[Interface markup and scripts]
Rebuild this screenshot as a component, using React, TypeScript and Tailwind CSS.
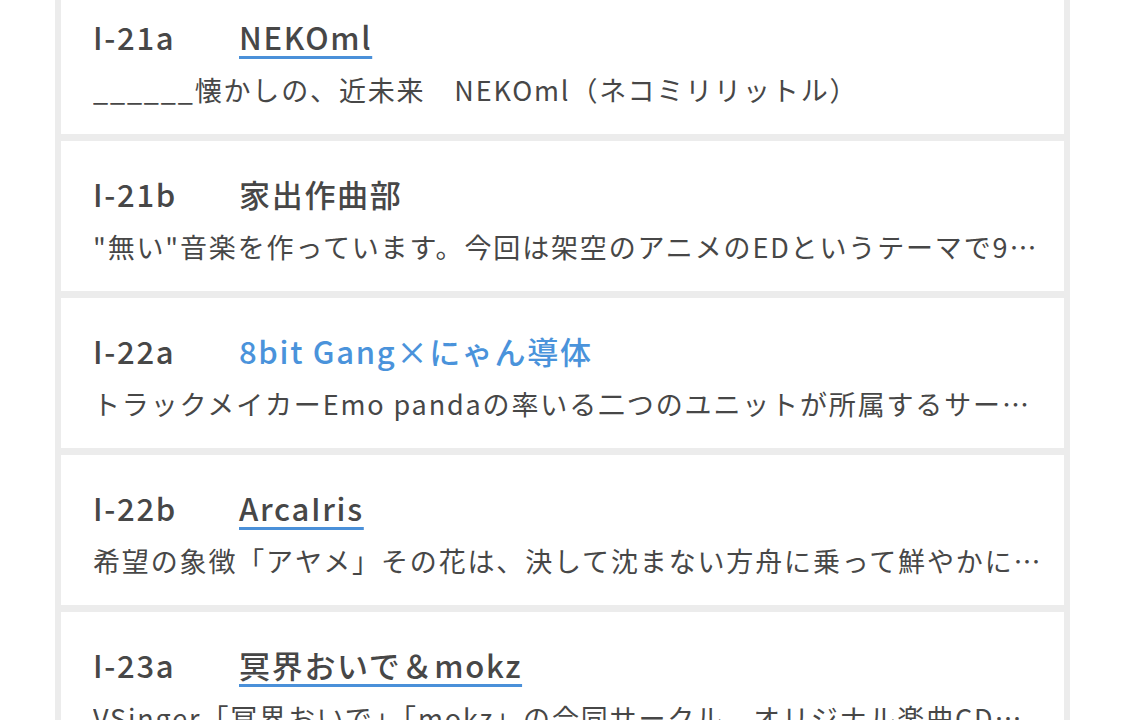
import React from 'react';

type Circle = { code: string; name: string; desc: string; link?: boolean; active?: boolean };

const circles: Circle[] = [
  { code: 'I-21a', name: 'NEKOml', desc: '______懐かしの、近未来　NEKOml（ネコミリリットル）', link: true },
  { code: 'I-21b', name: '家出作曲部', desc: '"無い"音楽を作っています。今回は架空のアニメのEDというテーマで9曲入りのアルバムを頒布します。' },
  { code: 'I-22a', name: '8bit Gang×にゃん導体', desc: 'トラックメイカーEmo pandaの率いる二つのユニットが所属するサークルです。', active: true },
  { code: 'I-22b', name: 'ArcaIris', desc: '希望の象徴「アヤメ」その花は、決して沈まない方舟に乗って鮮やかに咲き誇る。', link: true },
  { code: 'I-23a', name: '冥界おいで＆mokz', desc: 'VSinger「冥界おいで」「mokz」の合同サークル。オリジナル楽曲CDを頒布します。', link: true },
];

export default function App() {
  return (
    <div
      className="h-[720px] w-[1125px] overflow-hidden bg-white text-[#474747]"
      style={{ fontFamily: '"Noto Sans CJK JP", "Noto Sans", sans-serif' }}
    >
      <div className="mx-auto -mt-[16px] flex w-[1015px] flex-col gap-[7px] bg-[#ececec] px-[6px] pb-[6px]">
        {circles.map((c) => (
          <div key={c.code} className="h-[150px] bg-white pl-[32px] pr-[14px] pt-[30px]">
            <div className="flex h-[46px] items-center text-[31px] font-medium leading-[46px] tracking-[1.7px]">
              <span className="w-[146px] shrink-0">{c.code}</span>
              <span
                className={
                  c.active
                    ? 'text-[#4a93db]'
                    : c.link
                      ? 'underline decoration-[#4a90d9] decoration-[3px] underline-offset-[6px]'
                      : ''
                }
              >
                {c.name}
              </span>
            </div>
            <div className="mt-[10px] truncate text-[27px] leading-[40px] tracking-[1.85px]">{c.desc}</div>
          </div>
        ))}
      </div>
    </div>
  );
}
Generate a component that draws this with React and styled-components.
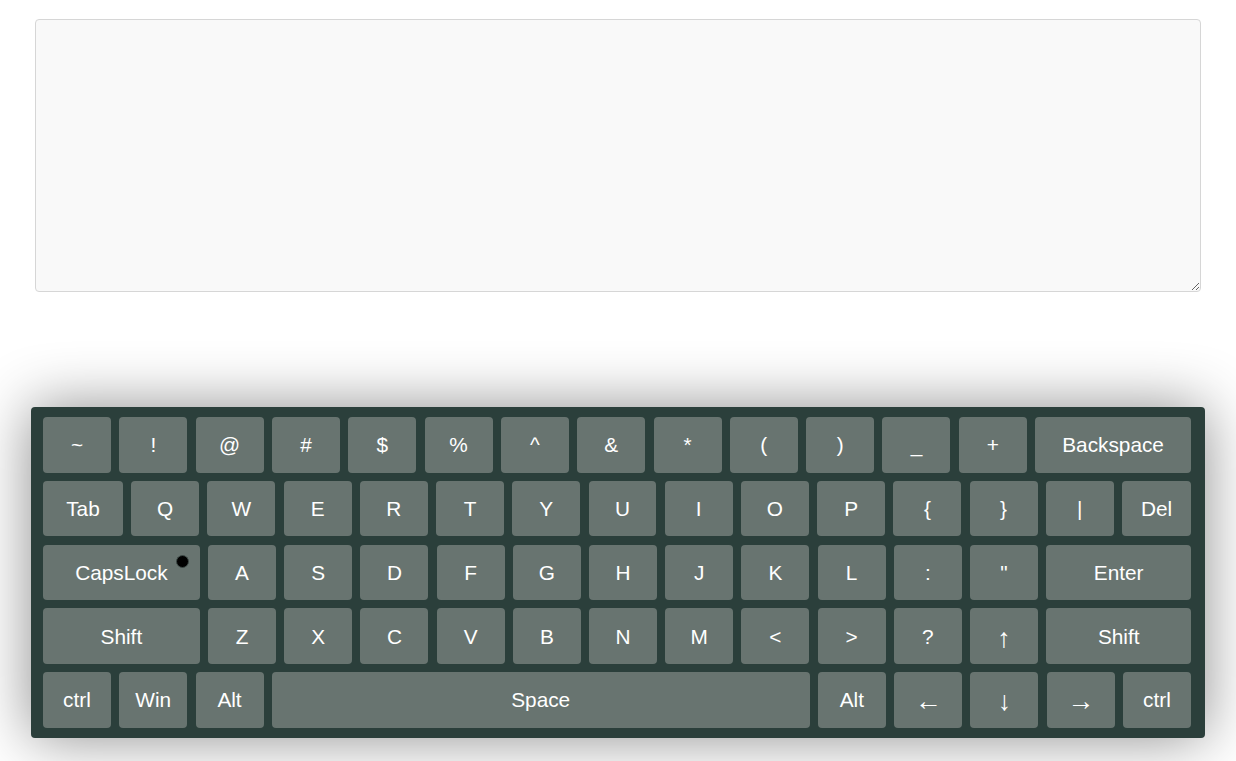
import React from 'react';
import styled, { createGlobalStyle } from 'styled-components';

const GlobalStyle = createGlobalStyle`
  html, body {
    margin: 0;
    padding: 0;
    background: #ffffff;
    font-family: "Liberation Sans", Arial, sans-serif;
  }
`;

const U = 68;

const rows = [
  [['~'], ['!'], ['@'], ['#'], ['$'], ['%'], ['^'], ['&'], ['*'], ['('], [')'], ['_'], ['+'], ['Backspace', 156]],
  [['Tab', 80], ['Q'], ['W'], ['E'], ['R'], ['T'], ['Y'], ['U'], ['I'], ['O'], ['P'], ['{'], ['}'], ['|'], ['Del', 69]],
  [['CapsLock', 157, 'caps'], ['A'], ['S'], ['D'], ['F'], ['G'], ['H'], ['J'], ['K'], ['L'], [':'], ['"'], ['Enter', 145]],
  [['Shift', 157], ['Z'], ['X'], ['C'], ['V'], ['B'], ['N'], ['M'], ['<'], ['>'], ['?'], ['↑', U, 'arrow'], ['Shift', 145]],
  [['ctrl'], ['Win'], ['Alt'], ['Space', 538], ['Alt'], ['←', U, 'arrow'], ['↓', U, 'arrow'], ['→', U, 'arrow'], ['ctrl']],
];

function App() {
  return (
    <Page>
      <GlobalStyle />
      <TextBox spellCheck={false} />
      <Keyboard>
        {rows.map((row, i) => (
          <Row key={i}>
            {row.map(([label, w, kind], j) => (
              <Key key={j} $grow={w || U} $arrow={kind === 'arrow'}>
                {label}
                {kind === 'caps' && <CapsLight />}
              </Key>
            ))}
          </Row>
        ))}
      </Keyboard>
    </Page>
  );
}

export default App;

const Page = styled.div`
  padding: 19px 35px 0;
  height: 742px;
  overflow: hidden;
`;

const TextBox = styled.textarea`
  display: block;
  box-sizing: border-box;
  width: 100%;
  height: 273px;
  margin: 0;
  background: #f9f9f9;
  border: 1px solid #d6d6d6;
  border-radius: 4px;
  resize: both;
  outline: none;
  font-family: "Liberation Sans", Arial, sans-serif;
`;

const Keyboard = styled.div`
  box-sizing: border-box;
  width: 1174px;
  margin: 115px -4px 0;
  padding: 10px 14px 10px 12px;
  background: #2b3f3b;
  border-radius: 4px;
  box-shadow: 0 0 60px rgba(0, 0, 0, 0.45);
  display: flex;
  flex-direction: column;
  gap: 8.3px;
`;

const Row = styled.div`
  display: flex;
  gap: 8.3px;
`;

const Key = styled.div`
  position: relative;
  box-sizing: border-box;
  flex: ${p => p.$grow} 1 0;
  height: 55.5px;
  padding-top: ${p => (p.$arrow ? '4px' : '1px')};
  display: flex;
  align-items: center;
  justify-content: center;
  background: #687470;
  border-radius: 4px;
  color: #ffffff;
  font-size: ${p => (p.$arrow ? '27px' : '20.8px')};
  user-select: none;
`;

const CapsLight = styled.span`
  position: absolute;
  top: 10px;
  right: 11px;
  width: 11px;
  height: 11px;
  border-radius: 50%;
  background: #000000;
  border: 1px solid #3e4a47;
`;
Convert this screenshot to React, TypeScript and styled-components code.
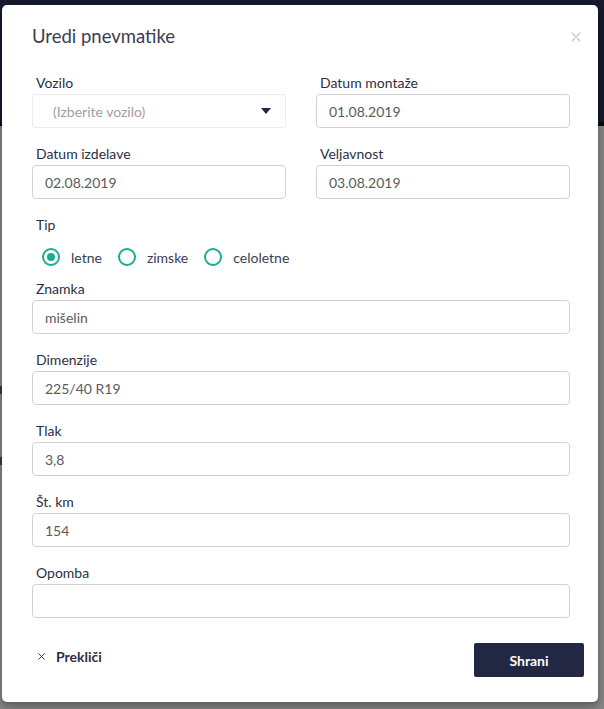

__Description of the task__
Identify the lines that contain the string "code", and copy every one of them.

__Written answer__
type Circle = { code: string; name: string; desc: string; link?: boolean; active?: boolean };
  { code: 'I-21a', name: 'NEKOml', desc: '______懐かしの、近未来　NEKOml（ネコミリリットル）', link: true },
  { code: 'I-21b', name: '家出作曲部', desc: '"無い"音楽を作っています。今回は架空のアニメのEDというテーマで9曲入りのアルバムを頒布します。' },
  { code: 'I-22a', name: '8bit Gang×にゃん導体', desc: 'トラックメイカーEmo pandaの率いる二つのユニットが所属するサークルです。', active: true },
  { code: 'I-22b', name: 'ArcaIris', desc: '希望の象徴「アヤメ」その花は、決して沈まない方舟に乗って鮮やかに咲き誇る。', link: true },
  { code: 'I-23a', name: '冥界おいで＆mokz', desc: 'VSinger「冥界おいで」「mokz」の合同サークル。オリジナル楽曲CDを頒布します。', link: true },
          <div key={c.code} className="h-[150px] bg-white pl-[32px] pr-[14px] pt-[30px]">
              <span className="w-[146px] shrink-0">{c.code}</span>
Convert this screenshot to React, TypeScript and styled-components code.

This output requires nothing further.